Conversely, a stronger currency may artificially inflate GDP per capita in USD terms, giving the impression of a higher standard of living.
For example, following Brexit, the depreciation of the British pound led to a decline in UK GDP per capita (in USD terms), even though the actual standard of living in the UK remained relatively stable.
This demonstrates that currency fluctuations can misrepresent real differences in living standards, making GDP per capita an imperfect tool for cross-country comparisons.
Accuracy and Reliability of Data Collection
The accuracy of real GDP per capita as an indicator of standard of living depends on the quality and completeness of data collection across countries.
In large economies with significant rural populations, economic activity may not be fully recorded, leading to underestimation of GDP. Countries with large informal economies, where illicit transactions, tax evasion, and informal employment are widespread, may not accurately capture economic activity in official statistics.
For example, in developing economies, a large proportion of transactions occur in the informal sector, making it difficult to measure true economic output.
As a result, GDP per capita figures may not fully reflect actual living standards, especially in countries with poor statistical reporting or significant underground economies.
The Degree of Income Inequality Within a Country
GDP per capita calculates an average income per person, but it does not reflect how income is distributed within a country.
In countries with high income inequality, a high GDP per capita figure may be misleading, as a small wealthy elite could be earning a large share of national income, while most citizens earn much less.
For example, if Country A has a GDP per capita of USD 50,000 but has extreme income inequality, the average person may not actually enjoy a high standard of living.
In contrast, Country B may have a lower GDP per capita of USD 30,000, but if its income is more evenly distributed, the average citizen may have a higher standard of living.
To address this issue, alternative measures such as median income or the Gini coefficient (which measures income inequality) provide a better understanding of actual economic well-being.
GDP Per Capita Does Not Capture Non-Material Aspects of Standard of Living
While GDP per capita provides insights into material well-being, it does not account for non-material factors that contribute to the quality of life.
Healthcare and life expectancy: Countries with similar GDP per capita levels may have vastly different healthcare systems, leading to differences in life expectancy and overall well-being.
Education quality: A country with a high GDP per capita but poor education accessibility may offer lower long-term opportunities for its citizens compared to a country with better educational outcomes.
Environmental quality: Economic growth may come at the cost of pollution, deforestation, and declining air quality, negatively affecting citizens' well-being.

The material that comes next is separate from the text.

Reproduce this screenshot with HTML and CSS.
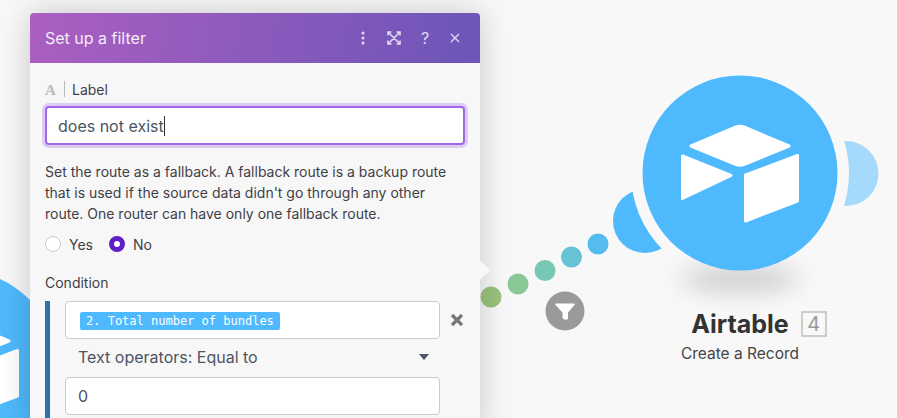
FILE: index.html
```html
<!DOCTYPE html>
<html lang="en">
<head>
  <meta charset="UTF-8">
  <title>Set up a filter</title>
  <link rel="stylesheet" href="styles.css">
</head>
<body>

  <svg class="canvas" width="897" height="418" viewBox="0 0 897 418">
    <defs>
      <g id="airtableIcon" fill="#fff" stroke="#fff" stroke-width="3" stroke-linejoin="round">
        <path d="M-49 -27 L-4 -46 Q0 -47.500 4 -46 L49 -27 L4 -8.500 Q0 -7.200 -4 -8.500 Z"/>
        <path d="M-57.500 -17 L-9 2.300 L-57.500 25.500 Z"/>
        <path d="M5.500 2 L57.500 -17.500 L57.500 28 L5.500 48 Z"/>
      </g>
      <filter id="blur" x="-50%" y="-150%" width="200%" height="400%">
        <feGaussianBlur stdDeviation="12"/>
      </filter>
    </defs>

    <!-- left node -->
    <circle cx="-40" cy="368" r="97.500" fill="#4fb9fd"/>
    <use href="#airtableIcon" transform="translate(-40 368)"/>

    <!-- route dots -->
    <circle cx="491" cy="297" r="10.500" fill="#9ac27c"/>
    <circle cx="518" cy="284" r="10.500" fill="#89c797"/>
    <circle cx="545" cy="270.500" r="10.500" fill="#79c7b5"/>
    <circle cx="571.500" cy="257" r="10.500" fill="#67c2d6"/>
    <circle cx="598" cy="244" r="10.500" fill="#55bcf0"/>

    <!-- filter badge -->
    <circle cx="565" cy="311" r="19.500" fill="#9a9a9a"/>
    <path d="M556 303.500 H574 Q575.500 303.500 574.500 305 L568 312.500 V319 Q565 321 562.500 318 V312.500 L555.500 305 Q554.500 303.500 556 303.500 Z" fill="#fff"/>

    <!-- airtable node -->
    <circle cx="645" cy="221" r="32" fill="#4fb9fd"/>
    <circle cx="846" cy="173.500" r="32.500" fill="#a6dafc"/>
    <circle cx="740" cy="173" r="109" fill="#f8f8f8"/>
    <ellipse cx="740" cy="279" rx="60" ry="13" fill="#000" opacity="0.17" filter="url(#blur)"/>
    <circle cx="740" cy="173" r="97.500" fill="#4fb9fd"/>
    <use href="#airtableIcon" transform="translate(740 173)"/>
  </svg>

  <div class="node-label">
    <div class="node-title">
      <span class="node-name">Airtable</span>
      <span class="node-id">4</span>
    </div>
    <div class="node-action">Create a Record</div>
  </div>

  <div class="panel">
    <div class="panel-header">
      <span class="panel-title">Set up a filter</span>
      <div class="panel-tools">
        <svg class="tool tool-dots" width="4" height="14" viewBox="0 0 4 14" fill="#e3d8f2">
          <circle cx="2" cy="2" r="1.500"/>
          <circle cx="2" cy="7" r="1.500"/>
          <circle cx="2" cy="12" r="1.500"/>
        </svg>
        <svg class="tool tool-expand" width="14" height="14" viewBox="0 0 14 14" fill="none" stroke="#e3d8f2" stroke-width="1.600">
          <path d="M1 4.500 V1 H4.500 M9.500 1 H13 V4.500 M13 9.500 V13 H9.500 M4.500 13 H1 V9.500 M1.500 1.500 L12.500 12.500 M12.500 1.500 L1.500 12.500"/>
        </svg>
        <span class="tool tool-help">?</span>
        <svg class="tool tool-close" width="10" height="10" viewBox="0 0 10 10" fill="none" stroke="#e3d8f2" stroke-width="1.300">
          <path d="M1 1 L9 9 M9 1 L1 9"/>
        </svg>
      </div>
    </div>

    <div class="panel-body">
      <div class="field-label">
        <span class="type-icon">A</span>
        <span class="label-text">Label</span>
      </div>
      <div class="input input-focus">does not exist<span class="caret"></span></div>

      <p class="help">Set the route as a fallback. A fallback route is a backup route that is used if the source data didn't go through any other route. One router can have only one fallback route.</p>

      <div class="radios">
        <span class="radio"></span><span class="radio-text">Yes</span>
        <span class="radio radio-on"></span><span class="radio-text">No</span>
      </div>

      <div class="condition-title">Condition</div>
      <div class="condition">
        <div class="condition-row">
          <div class="input input-small"><span class="tag">2. Total number of bundles</span></div>
          <svg class="remove" width="14" height="14" viewBox="0 0 14 14" fill="none" stroke="#777" stroke-width="3.200">
            <path d="M2 2 L12 12 M12 2 L2 12"/>
          </svg>
        </div>
        <div class="operator">
          <span>Text operators: Equal to</span>
          <span class="arrow"></span>
        </div>
        <div class="input input-small input-value">0</div>
      </div>
    </div>
    <span class="panel-pointer"></span>
  </div>

</body>
</html>
```
FILE: styles.css
```css
* {
  box-sizing: border-box;
}

body {
  margin: 0;
  width: 897px;
  height: 418px;
  overflow: hidden;
  position: relative;
  background: #f8f8f8;
  font-family: Inter, "Liberation Sans", sans-serif;
  color: #3f3f46;
}

.canvas {
  position: absolute;
  left: 0;
  top: 0;
}

.node-label {
  position: absolute;
  left: 640px;
  top: 309px;
  width: 200px;
  text-align: center;
}

.node-title {
  display: flex;
  align-items: center;
  justify-content: center;
  gap: 12px;
  padding-left: 38px;
}

.node-name {
  font-size: 25px;
  font-weight: 700;
  line-height: 30px;
  color: #333;
}

.node-id {
  flex: none;
  width: 26px;
  height: 26px;
  border: 2px solid #ccc;
  font-size: 20px;
  line-height: 22px;
  color: #999;
}

.node-action {
  margin-top: 5px;
  font-size: 15.500px;
  line-height: 20px;
  color: #444;
}

.panel {
  position: absolute;
  left: 30px;
  top: 13px;
  width: 450px;
  height: 420px;
  background: #f7f7f7;
  border-radius: 4px 4px 0 0;
  box-shadow: 0 0 32px rgba(0, 0, 0, 0.2);
}

.panel-pointer {
  position: absolute;
  left: 450px;
  top: 247px;
  border-left: 10px solid #f7f7f7;
  border-top: 10px solid transparent;
  border-bottom: 10px solid transparent;
}

.panel-header {
  height: 50px;
  padding: 0 20px 0 15px;
  display: flex;
  align-items: center;
  justify-content: space-between;
  border-radius: 4px 4px 0 0;
  background: linear-gradient(100deg, #ab5fc1, #6c55b8);
}

.panel-title {
  font-size: 16px;
  color: #f3ecf8;
}

.panel-tools {
  display: flex;
  align-items: center;
}

.tool-dots {
  margin-right: 2px;
}

.tool-expand {
  margin-left: 20px;
  margin-right: 2px;
}

.tool-help {
  margin-left: 18px;
  width: 10px;
  font-size: 16px;
  line-height: 20px;
  color: #e3d8f2;
}

.tool-close {
  margin-left: 19px;
}

.panel-body {
  padding: 17px 15px 0;
}

.field-label {
  display: flex;
  align-items: center;
  height: 18px;
}

.type-icon {
  width: 20px;
  height: 16px;
  margin-right: 7px;
  border-right: 1px solid #bbb;
  font-family: "Liberation Serif", serif;
  font-weight: 700;
  font-size: 15px;
  line-height: 18px;
  color: #bbb;
}

.label-text {
  font-size: 14px;
}

.input {
  display: flex;
  align-items: center;
  background: #fff;
  border: 1px solid #ccc;
  border-radius: 4px;
  font-size: 16px;
  color: #4b5563;
}

.input-focus {
  width: 420px;
  height: 39px;
  margin-top: 8px;
  padding-left: 11px;
  border: 2px solid #a266ea;
  box-shadow: 0 0 0 3px rgba(162, 102, 234, 0.3);
}

.caret {
  width: 1px;
  height: 20px;
  background: #333;
}

.help {
  margin: 16px 0 0;
  font-size: 14px;
  line-height: 21px;
  color: #3f3f46;
}

.radios {
  display: flex;
  align-items: center;
  height: 20px;
  margin-top: 10px;
  font-size: 14px;
}

.radio {
  width: 16px;
  height: 16px;
  border-radius: 50%;
  background: #fff;
  border: 1px solid #ccc;
}

.radio-on {
  border: 5px solid #5e1fc7;
}

.radio-text {
  margin-left: 8px;
  margin-right: 16px;
}

.condition-title {
  margin-top: 19px;
  font-size: 14px;
  line-height: 20px;
}

.condition {
  margin-top: 8px;
  padding-left: 15px;
  border-left: 5px solid #2a6fae;
  height: 120px;
}

.condition-row {
  display: flex;
  align-items: center;
}

.input-small {
  width: 375px;
  height: 38px;
  padding-left: 14px;
}

.tag {
  width: 200px;
  height: 18px;
  margin-top: 2px;
  padding-left: 6px;
  border-radius: 2px;
  background: #4fb9fd;
  font-family: "DejaVu Sans Mono", "Liberation Mono", monospace;
  font-size: 12px;
  line-height: 18px;
  color: #fff;
}

.remove {
  margin-left: 10px;
}

.operator {
  width: 375px;
  height: 36px;
  margin-bottom: 2px;
  padding: 0 11px 0 13px;
  display: flex;
  align-items: center;
  justify-content: space-between;
  font-size: 16px;
  color: #4b5563;
}

.arrow {
  border-top: 6px solid #4b5563;
  border-left: 5px solid transparent;
  border-right: 5px solid transparent;
}

.input-value {
  padding-left: 12px;
}
```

Work-life balance and happiness: Some countries with moderate GDP per capita have high levels of happiness and life satisfaction due to strong social policies, work-life balance, and community well-being.
For example, despite having lower GDP per capita than some major economies, Nordic countries consistently rank among the highest in happiness and quality of life indexes, demonstrating that living standards are influenced by more than just economic output.
Conclusion
While real GDP per capita is a widely used indicator for comparing standard of living across countries, it has several significant limitations. It does not account for differences in purchasing power, currency fluctuations, or data reliability, making cross-country comparisons potentially misleading. Moreover, income inequality within a country can distort the average income per person, and non-material factors such as healthcare, education, and environmental quality are not reflected in GDP per capita figures. To obtain a more accurate and comprehensive understanding of standard of living, policymakers and economists should supplement GDP per capita with other indicators, such as purchasing power parity (PPP) adjustments, the Gini coefficient, life expectancy, and education quality metrics. By considering a broader range of factors, a more accurate and holistic assessment of well-being can be achieved.